§ WHAT YOU ARE ASKED TO DO
State the number of lines that contain the word "this", and add nothing else.

§ DATASET ENTRIES
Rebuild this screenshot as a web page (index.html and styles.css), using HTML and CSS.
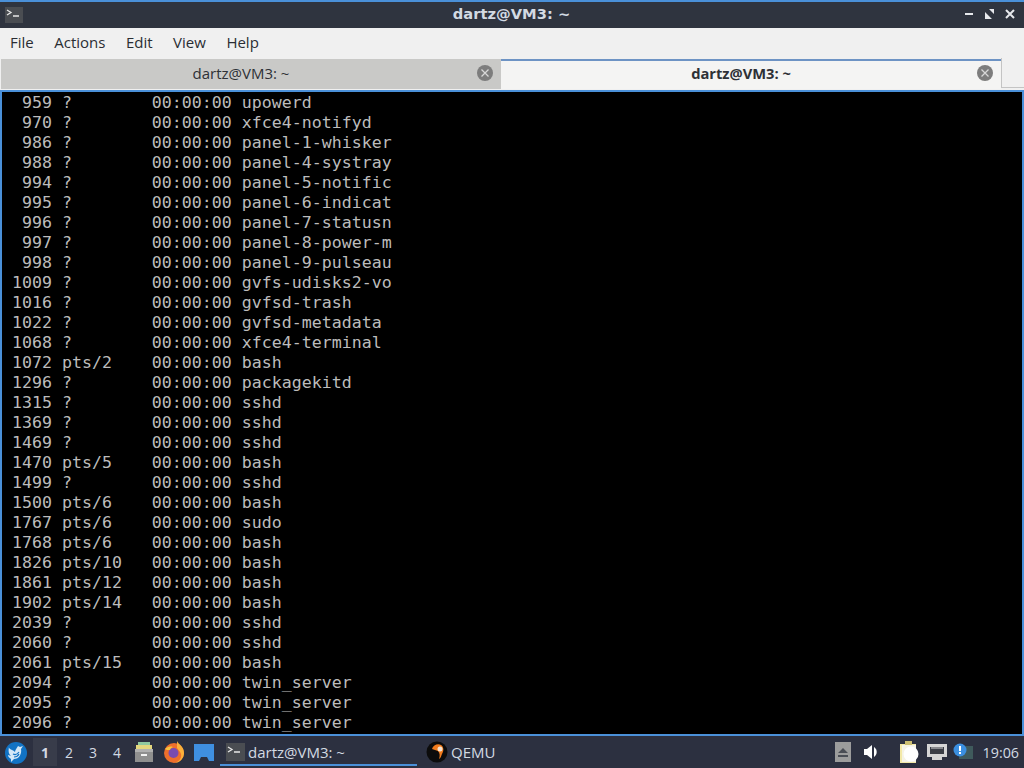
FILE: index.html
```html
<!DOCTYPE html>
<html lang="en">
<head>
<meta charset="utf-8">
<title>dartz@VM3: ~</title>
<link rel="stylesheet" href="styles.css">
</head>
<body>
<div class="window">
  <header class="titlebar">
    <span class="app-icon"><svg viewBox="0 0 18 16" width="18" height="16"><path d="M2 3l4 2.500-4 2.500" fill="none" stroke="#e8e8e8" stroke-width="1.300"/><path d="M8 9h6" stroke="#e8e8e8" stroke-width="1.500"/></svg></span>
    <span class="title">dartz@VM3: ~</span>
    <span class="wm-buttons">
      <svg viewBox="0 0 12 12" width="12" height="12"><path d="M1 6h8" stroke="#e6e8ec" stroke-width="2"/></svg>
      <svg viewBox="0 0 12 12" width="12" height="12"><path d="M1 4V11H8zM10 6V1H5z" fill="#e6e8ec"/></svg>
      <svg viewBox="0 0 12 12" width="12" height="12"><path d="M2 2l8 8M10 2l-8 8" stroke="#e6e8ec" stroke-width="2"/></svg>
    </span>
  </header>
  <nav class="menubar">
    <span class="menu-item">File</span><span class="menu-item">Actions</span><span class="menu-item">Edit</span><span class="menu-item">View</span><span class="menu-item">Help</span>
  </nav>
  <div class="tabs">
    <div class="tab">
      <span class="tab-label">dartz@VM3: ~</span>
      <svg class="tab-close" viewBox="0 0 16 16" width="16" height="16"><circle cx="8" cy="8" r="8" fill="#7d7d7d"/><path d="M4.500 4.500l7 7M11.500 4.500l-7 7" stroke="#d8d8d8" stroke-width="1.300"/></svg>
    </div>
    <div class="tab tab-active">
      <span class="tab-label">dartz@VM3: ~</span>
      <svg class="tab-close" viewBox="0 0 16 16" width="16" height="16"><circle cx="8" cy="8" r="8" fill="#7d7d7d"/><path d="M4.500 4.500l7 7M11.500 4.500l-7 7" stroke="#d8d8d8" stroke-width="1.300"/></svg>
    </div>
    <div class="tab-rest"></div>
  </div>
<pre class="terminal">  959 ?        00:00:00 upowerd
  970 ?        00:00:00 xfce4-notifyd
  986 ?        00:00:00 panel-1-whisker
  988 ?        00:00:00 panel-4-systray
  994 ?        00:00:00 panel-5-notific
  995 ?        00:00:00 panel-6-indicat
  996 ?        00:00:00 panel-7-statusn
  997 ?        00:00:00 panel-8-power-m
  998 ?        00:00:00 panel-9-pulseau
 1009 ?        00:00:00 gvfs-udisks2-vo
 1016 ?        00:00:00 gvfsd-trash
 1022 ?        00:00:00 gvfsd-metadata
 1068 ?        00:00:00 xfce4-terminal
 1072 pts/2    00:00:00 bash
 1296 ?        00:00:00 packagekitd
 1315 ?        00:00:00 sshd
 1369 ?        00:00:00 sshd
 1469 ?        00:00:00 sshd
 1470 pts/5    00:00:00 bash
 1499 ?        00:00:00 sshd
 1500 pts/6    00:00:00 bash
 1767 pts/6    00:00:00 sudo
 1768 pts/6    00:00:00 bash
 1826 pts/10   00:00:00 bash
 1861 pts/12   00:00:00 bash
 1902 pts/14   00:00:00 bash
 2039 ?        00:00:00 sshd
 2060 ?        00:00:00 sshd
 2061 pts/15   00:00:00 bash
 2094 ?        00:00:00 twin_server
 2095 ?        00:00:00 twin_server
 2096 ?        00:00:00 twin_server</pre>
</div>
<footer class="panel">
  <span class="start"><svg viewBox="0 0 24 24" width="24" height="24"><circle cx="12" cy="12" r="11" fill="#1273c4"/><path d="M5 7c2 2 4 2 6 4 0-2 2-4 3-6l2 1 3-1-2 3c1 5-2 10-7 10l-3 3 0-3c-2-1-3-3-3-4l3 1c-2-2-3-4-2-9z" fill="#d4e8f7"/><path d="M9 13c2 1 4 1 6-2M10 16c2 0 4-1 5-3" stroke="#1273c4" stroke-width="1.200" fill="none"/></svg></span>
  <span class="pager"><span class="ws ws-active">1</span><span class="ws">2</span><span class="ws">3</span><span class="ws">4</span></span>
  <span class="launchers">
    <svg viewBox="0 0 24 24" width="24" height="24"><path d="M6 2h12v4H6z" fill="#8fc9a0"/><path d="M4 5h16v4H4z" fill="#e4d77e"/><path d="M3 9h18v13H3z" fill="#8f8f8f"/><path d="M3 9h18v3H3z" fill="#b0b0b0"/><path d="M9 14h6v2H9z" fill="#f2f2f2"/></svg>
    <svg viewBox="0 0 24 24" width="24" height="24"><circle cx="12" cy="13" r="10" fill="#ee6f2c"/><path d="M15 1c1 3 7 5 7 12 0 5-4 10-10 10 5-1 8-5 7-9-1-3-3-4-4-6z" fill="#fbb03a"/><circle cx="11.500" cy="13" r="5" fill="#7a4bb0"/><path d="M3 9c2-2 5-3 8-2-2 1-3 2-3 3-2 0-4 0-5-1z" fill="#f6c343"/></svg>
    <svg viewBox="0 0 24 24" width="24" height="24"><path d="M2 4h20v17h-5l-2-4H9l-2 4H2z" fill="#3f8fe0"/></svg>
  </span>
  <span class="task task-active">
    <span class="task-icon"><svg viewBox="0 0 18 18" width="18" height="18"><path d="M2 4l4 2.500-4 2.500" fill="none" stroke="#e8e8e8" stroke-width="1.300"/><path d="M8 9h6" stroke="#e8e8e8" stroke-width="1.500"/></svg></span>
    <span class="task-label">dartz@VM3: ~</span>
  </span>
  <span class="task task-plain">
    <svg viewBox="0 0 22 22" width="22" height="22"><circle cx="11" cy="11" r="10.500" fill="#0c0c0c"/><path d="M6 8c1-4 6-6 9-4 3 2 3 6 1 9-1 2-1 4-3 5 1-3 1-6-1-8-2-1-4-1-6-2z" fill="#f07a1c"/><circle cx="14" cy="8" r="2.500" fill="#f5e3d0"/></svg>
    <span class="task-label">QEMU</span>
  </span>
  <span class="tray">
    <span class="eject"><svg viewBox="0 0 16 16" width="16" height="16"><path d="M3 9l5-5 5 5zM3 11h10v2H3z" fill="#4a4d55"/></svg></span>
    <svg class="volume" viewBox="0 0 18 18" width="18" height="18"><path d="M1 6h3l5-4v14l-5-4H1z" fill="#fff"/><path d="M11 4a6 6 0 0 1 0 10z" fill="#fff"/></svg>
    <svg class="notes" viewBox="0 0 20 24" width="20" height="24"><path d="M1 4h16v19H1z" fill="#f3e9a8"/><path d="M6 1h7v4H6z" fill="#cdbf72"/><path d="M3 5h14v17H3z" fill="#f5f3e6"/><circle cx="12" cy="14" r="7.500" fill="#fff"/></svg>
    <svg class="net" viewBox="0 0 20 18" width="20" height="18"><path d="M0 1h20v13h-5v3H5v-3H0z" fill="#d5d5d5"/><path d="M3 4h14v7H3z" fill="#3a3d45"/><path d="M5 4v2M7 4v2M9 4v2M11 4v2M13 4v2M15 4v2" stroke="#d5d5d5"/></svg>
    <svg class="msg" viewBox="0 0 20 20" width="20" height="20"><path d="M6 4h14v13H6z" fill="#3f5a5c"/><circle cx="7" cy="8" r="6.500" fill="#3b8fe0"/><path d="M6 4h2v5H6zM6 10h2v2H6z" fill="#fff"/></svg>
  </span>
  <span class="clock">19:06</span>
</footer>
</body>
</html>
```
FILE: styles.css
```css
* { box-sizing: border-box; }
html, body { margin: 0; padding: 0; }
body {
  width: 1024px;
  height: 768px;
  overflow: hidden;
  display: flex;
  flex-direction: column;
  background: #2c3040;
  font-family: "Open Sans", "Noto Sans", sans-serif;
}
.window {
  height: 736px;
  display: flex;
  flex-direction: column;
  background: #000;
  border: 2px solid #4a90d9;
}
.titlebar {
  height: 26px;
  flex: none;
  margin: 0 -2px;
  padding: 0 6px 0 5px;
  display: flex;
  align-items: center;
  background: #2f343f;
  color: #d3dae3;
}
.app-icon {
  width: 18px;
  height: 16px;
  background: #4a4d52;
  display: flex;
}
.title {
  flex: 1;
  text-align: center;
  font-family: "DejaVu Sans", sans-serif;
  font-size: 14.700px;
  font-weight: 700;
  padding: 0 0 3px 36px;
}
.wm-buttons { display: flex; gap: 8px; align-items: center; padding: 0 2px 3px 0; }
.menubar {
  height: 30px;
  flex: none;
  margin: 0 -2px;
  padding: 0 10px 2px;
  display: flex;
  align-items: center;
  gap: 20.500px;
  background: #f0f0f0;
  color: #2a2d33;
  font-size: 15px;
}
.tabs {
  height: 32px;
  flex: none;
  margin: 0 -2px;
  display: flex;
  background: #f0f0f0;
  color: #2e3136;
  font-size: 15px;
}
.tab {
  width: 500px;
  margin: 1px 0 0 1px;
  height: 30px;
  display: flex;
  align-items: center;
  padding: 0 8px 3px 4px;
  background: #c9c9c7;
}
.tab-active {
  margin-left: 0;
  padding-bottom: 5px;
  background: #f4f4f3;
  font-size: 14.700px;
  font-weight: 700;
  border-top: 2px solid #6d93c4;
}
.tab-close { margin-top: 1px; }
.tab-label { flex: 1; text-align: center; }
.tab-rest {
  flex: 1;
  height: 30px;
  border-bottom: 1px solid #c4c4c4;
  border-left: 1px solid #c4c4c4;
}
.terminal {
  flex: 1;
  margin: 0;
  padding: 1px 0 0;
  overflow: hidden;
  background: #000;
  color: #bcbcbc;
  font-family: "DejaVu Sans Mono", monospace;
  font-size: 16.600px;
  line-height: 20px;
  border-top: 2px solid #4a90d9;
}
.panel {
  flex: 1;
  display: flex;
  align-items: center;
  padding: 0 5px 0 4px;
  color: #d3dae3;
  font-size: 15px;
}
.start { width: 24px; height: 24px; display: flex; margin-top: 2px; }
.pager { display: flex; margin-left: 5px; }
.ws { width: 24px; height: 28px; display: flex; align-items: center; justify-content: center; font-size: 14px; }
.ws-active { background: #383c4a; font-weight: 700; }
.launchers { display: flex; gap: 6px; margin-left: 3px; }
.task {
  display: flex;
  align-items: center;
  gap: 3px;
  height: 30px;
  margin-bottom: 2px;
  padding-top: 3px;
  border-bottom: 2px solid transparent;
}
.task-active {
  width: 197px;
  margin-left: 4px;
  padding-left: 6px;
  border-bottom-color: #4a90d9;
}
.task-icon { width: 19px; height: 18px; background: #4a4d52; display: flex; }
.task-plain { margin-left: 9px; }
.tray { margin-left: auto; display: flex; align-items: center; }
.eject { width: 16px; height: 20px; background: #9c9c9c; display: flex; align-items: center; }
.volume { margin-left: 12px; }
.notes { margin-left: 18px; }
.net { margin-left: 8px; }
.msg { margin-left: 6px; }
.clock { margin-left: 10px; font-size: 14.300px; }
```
...
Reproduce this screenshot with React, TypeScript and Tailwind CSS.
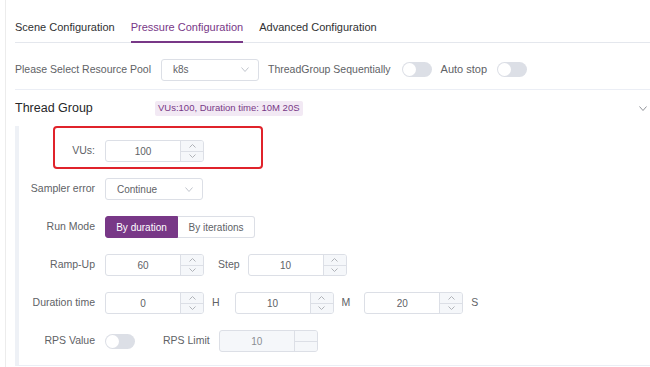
* * *
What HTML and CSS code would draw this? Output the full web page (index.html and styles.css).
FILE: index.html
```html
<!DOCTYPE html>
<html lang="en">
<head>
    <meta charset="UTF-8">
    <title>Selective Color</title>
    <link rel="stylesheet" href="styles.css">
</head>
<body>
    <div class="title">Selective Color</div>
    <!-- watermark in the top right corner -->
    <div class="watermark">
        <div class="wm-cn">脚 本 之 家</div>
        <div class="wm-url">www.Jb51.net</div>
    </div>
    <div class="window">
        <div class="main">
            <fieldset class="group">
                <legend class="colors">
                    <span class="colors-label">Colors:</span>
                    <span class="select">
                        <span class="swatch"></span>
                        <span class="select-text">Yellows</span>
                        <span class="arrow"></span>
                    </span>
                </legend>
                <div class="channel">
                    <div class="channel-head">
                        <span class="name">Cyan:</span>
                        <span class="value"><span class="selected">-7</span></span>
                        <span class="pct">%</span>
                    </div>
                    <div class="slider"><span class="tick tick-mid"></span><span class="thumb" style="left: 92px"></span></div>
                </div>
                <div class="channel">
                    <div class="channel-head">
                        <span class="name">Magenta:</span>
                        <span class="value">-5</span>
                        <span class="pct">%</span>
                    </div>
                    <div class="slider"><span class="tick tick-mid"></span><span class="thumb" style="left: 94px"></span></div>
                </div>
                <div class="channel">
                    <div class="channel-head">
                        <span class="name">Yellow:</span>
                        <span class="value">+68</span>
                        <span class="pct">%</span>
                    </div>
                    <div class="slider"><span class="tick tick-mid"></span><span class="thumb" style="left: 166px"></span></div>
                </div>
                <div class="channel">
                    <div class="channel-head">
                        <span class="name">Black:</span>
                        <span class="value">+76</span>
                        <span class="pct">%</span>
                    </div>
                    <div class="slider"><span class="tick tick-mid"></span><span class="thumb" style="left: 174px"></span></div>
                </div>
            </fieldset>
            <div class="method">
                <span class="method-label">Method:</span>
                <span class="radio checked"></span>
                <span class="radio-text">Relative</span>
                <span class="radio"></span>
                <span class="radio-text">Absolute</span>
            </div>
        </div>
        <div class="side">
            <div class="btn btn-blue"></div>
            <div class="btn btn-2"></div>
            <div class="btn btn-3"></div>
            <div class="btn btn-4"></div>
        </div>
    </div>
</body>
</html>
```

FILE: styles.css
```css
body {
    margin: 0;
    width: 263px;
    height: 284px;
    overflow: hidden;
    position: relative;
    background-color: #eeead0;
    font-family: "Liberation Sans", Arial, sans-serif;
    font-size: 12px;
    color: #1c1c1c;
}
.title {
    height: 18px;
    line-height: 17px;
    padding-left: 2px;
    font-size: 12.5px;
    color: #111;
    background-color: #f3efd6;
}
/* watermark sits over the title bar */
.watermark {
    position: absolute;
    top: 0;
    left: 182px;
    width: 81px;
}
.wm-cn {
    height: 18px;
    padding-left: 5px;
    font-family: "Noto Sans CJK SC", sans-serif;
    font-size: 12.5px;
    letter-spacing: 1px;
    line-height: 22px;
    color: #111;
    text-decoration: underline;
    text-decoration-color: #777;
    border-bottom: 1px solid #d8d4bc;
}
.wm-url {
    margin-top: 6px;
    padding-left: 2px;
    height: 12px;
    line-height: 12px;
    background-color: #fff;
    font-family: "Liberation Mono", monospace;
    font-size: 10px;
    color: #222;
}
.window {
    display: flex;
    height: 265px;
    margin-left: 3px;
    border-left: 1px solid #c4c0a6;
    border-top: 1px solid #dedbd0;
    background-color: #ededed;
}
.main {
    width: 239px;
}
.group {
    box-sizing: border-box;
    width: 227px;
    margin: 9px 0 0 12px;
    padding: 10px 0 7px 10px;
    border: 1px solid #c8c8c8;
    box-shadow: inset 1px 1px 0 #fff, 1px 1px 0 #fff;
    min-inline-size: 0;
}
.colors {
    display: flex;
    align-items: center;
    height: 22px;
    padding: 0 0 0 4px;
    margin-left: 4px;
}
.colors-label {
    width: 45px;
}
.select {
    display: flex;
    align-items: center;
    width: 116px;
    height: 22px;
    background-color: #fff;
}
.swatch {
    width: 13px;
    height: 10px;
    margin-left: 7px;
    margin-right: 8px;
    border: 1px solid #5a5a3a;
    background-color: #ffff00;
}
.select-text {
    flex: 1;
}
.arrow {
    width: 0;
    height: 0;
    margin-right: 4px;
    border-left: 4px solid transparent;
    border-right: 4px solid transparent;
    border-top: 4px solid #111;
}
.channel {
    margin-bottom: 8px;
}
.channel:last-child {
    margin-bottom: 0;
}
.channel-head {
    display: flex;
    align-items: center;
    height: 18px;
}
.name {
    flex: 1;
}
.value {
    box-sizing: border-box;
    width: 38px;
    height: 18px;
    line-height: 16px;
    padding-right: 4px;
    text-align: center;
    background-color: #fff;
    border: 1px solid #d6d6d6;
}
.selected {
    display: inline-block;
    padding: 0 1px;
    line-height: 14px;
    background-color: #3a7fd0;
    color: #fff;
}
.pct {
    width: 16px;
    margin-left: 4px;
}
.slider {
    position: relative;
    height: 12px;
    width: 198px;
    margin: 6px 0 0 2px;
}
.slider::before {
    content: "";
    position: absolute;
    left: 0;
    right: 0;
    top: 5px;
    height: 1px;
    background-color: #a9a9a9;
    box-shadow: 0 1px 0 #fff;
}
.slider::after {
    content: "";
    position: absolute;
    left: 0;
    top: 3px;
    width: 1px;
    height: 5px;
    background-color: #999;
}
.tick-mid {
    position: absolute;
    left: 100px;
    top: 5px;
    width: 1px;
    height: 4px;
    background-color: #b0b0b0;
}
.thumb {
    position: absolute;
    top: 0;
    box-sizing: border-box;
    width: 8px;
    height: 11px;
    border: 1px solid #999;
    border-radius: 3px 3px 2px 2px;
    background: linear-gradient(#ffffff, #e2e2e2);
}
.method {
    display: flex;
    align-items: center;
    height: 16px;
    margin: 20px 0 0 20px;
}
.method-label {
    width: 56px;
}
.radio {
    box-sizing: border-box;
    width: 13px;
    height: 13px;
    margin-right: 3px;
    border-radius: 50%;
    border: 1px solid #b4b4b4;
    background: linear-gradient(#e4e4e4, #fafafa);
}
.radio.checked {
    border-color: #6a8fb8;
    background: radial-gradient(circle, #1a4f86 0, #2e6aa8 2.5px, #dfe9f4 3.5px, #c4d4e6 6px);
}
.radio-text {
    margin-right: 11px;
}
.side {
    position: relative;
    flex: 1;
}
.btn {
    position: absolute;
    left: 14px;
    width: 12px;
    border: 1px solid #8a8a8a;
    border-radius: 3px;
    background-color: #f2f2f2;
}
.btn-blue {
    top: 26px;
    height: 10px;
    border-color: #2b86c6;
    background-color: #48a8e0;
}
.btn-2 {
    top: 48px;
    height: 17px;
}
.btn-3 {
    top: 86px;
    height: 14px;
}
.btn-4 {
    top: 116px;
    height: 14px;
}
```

§ ANSWER IN FULL
3